No apology forthcoming
Joan Rivers refuses to apologize for comparing living in her daughter’s guest room with the captivity of three women kidnapped in Cleveland.
Rivers and her daughter discussed their reality show Tuesday on NBC’s “Today” show and she complained about her living arrangements, saying, “Those women in the basement in Cleveland had more space.”
Rivers tells The Plain Dealer in Cleveland that it was a joke she made as a comedienne. She says the women are free and people should move on. Her publicist confirmed Rivers commented to the newspaper but said Rivers couldn’t be reached Thursday.
Stephanopoulos agrees to deal
ABC News has signed George Stephanopoulos to a contract extension, the last member of its “Good Morning America” team to agree to a new deal.
ABC News said Thursday that Stephanopoulos will remain as Robin Roberts’ chief partner on the top-rated morning show, and will continue as host on the Sunday morning show “This Week.” Terms were not disclosed.
Roberts also recently signed a contract extension. “Good Morning America” has not been entirely successful in keeping together the team that toppled NBC’s “Today” show: Sam Champion left for a job at The Weather Channel and Josh Elliott is now at NBC Sports. In recent months, the show replaced Champion with Ginger Zee and Elliott with Amy Robach, promoted Lara Spencer and added Michael Strahan as a contributor.
Franco defends his ‘art’
James Franco says his recent Instagram postings of him in bed – alone or not – are his way of sharing a “very kind of intimate portrait” of himself and to get people talking.
“It’s not like I’m exposing myself or anything,” he said in an interview Thursday.
Franco calls selfies an Instagram phenomena “that I am just playing around with like everybody else” to see what kind of reaction it evokes.

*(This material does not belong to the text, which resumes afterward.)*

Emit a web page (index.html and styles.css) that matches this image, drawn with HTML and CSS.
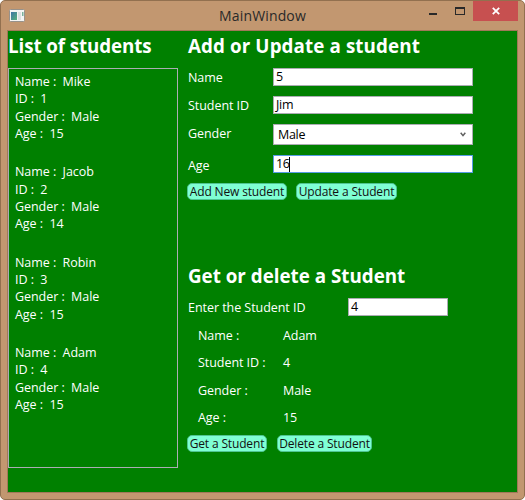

The actor, author and director wrote in a New York Times essay last December titled “The Meanings Of The Selfie” that he has “become increasingly addicted to Instagram” and acknowledged that he has “been accused of posting too many of them.”
Ebert statue unveiled
Roger Ebert’s final blog posting last April ended with his hopeful sign-off: “I’ll see you at the movies.” The award-winning film critic died two days later.
Visitors to the central Illinois theater that hosts the annual “Ebertfest” film festival he started now may feel like they saw him at the movies. A life-sized bronze statue of the longtime Chicago Sun-Times critic was unveiled Thursday outside the Virginia Theatre in Champaign, which is next to Urbana where Ebert grew up.
His wife, Chaz Ebert, described the statue as “interactive art,” because it shows her late husband giving his famous “thumbs up” sign and sitting between two empty theater seats where visitors can sit.
“Roger, he would feel honored that someone wanted to do this for him, but he almost would feel embarrassed because he was so modest,” Chaz Ebert said.